[Provided material start]

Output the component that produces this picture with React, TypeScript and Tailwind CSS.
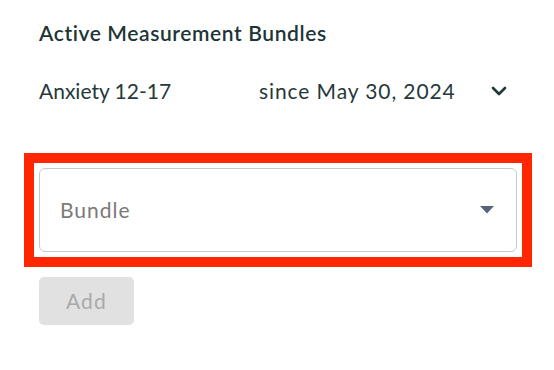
import { ChevronDown } from "lucide-react";

type Bundle = {
    name: string;
    since: string;
};

const activeBundles: Bundle[] = [{ name: "Anxiety 12-17", since: "May 30, 2024" }];

function BundleRow({ bundle }: { bundle: Bundle }) {
    return (
        <div className="flex items-center h-[40px] text-[21px] text-[#26393a]">
            <span className="w-[220px]">{bundle.name}</span>
            <span className="w-[228px] tracking-[0.9px]">since {bundle.since}</span>
            <ChevronDown size={24} strokeWidth={2.6} className="text-[#1e3a38]" />
        </div>
    );
}

export default function App() {
    return (
        <div
            className="w-[554px] h-[370px] bg-white pt-[17px]"
            style={{ fontFamily: "Lato, 'Noto Sans', sans-serif" }}
        >
            <div className="pl-[39px]">
                <h2 className="text-[21px] leading-[32px] font-semibold tracking-[0.6px] text-[#1d3536]">
                    Active Measurement Bundles
                </h2>
                <div className="mt-[22px]">
                    {activeBundles.map((b) => (
                        <BundleRow key={b.name} bundle={b} />
                    ))}
                </div>
            </div>

            <div className="ml-[24px] mt-[42px] w-[508px] border-[10px] border-[#ff2600] p-[5px]">
                <div className="flex items-center justify-between h-[84px] rounded-[6px] border border-[#c9c9c9] pl-[20px] pr-[22px]">
                    <span className="text-[21px] tracking-[1px] text-[#7a7a7a]">Bundle</span>
                    <svg width="14" height="8" viewBox="0 0 14 8">
                        <path d="M0 0 L14 0 L7 7.5 Z" fill="#52657a" />
                    </svg>
                </div>
            </div>

            <div className="pl-[39px] mt-[10px]">
                <button
                    disabled
                    className="w-[95px] h-[48px] rounded-[5px] bg-[#e1e1e1] text-[21px] tracking-[1.2px] text-[#a9a9a9]"
                >
                    Add
                </button>
            </div>
        </div>
    );
}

[Provided material end]

### Problem statement
Give an exact copy of the material, leaving out every picture.

### Final answer
Output the component that produces this picture with React, TypeScript and Tailwind CSS.
import { ChevronDown } from "lucide-react";

type Bundle = {
    name: string;
    since: string;
};

const activeBundles: Bundle[] = [{ name: "Anxiety 12-17", since: "May 30, 2024" }];

function BundleRow({ bundle }: { bundle: Bundle }) {
    return (
        <div className="flex items-center h-[40px] text-[21px] text-[#26393a]">
            <span className="w-[220px]">{bundle.name}</span>
            <span className="w-[228px] tracking-[0.9px]">since {bundle.since}</span>
            <ChevronDown size={24} strokeWidth={2.6} className="text-[#1e3a38]" />
        </div>
    );
}

export default function App() {
    return (
        <div
            className="w-[554px] h-[370px] bg-white pt-[17px]"
            style={{ fontFamily: "Lato, 'Noto Sans', sans-serif" }}
        >
            <div className="pl-[39px]">
                <h2 className="text-[21px] leading-[32px] font-semibold tracking-[0.6px] text-[#1d3536]">
                    Active Measurement Bundles
                </h2>
                <div className="mt-[22px]">
                    {activeBundles.map((b) => (
                        <BundleRow key={b.name} bundle={b} />
                    ))}
                </div>
            </div>

            <div className="ml-[24px] mt-[42px] w-[508px] border-[10px] border-[#ff2600] p-[5px]">
                <div className="flex items-center justify-between h-[84px] rounded-[6px] border border-[#c9c9c9] pl-[20px] pr-[22px]">
                    <span className="text-[21px] tracking-[1px] text-[#7a7a7a]">Bundle</span>
                    <svg width="14" height="8" viewBox="0 0 14 8">
                        <path d="M0 0 L14 0 L7 7.5 Z" fill="#52657a" />
                    </svg>
                </div>
            </div>

            <div className="pl-[39px] mt-[10px]">
                <button
                    disabled
                    className="w-[95px] h-[48px] rounded-[5px] bg-[#e1e1e1] text-[21px] tracking-[1.2px] text-[#a9a9a9]"
                >
                    Add
                </button>
            </div>
        </div>
    );
}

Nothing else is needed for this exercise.